No disrespect to The Governor and Woodbury or Negan and the Saviors, but Alpha and the Whisperers are certainly the best villains that The Walking Dead has conjured up over its ten-season run. These animalistic creeps who walked among the dead were some of the spookiest and most threatening baddies that Rick, Daryl, Carol, and company have ever had to deal with. 

How then were our heroes able to defeat such an imposing threat? With the power of music, of course! The survivors plan to outlast the Whisperer threat and end their imposing horde of walkers once and for all was a relatively simple one. While holed up in their defensive tower, Luke led an effort to cobble together a stereo system rigged to play The Talking Heads’ “Burning Down the House” at loud volume. Since walkers are naturally attracted to loud noises, this would lead the herd away from the tower and all the communities housed there, and take the walkers over a cliff. The important thing to remember here is that the Whisperers are relatively small in number and have no “home base” as it were. Their real danger lies in the undead company they keep, and to neutralize the Whisperers one just needs to kill the herd of zombies they walk among.

It’s a simple enough plan indeed but not so simple in execution. To get from the tower to the path to lead the zombies away Daryl, Carol, Beatrice, Luke, Jerry, and Magna have to somehow get through the horde. They do so by deploying the tried and true method of zombie camouflage: covering themselves in guts. This slow shuffle to safety makes up the tensest moments of the episode as our heroes have to avoid walkers and the Whisperers among them. Unfortunately, Oceanside resident Beatrice draws the “finale death” short straw and doesn’t make it through. 

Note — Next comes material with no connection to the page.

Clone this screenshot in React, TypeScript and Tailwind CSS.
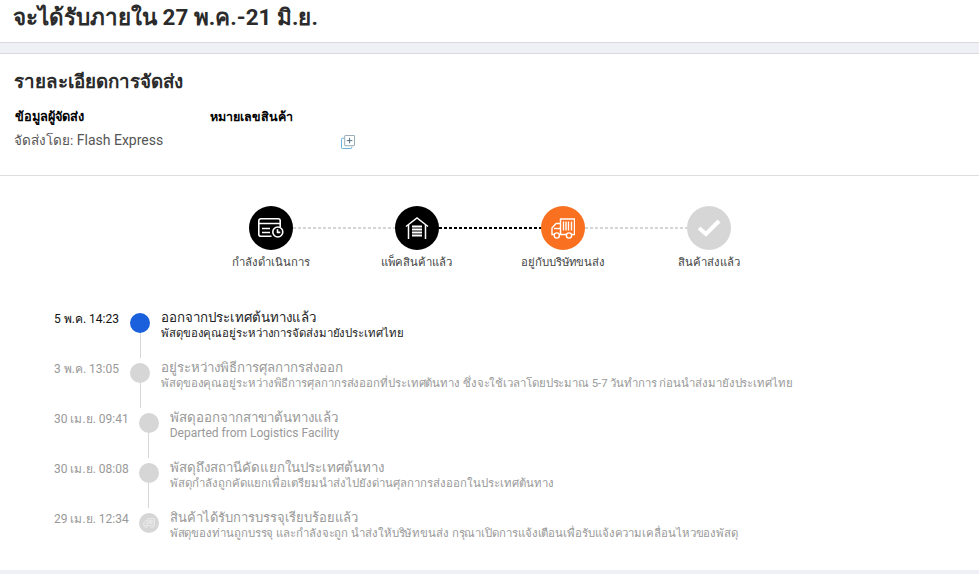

Once cleared, the gang is able to draw the walkers very far away from the tower but not all the way to the cliff due to Whisperer treachery. Thankfully, Lydia uses her knowledge of herding to draw the walkers the rest of the way where the immense army amassed by Alpha and Beta fall harmlessly to the valley beyond.

Beta’s Death

Speaking of Beta…he’s dead! We’re sad to see the big lug go but at least he died doing what he loves: having knives driven into his eye sockets while not having sex with Alpha. When it becomes clear that the gang’s only shot at getting the zombies over the cliff is to trust Lydia, Daryl proposes a new strategy to the rest of the group. They are to head back into the horde and pick off the remaining Whisperers one by one.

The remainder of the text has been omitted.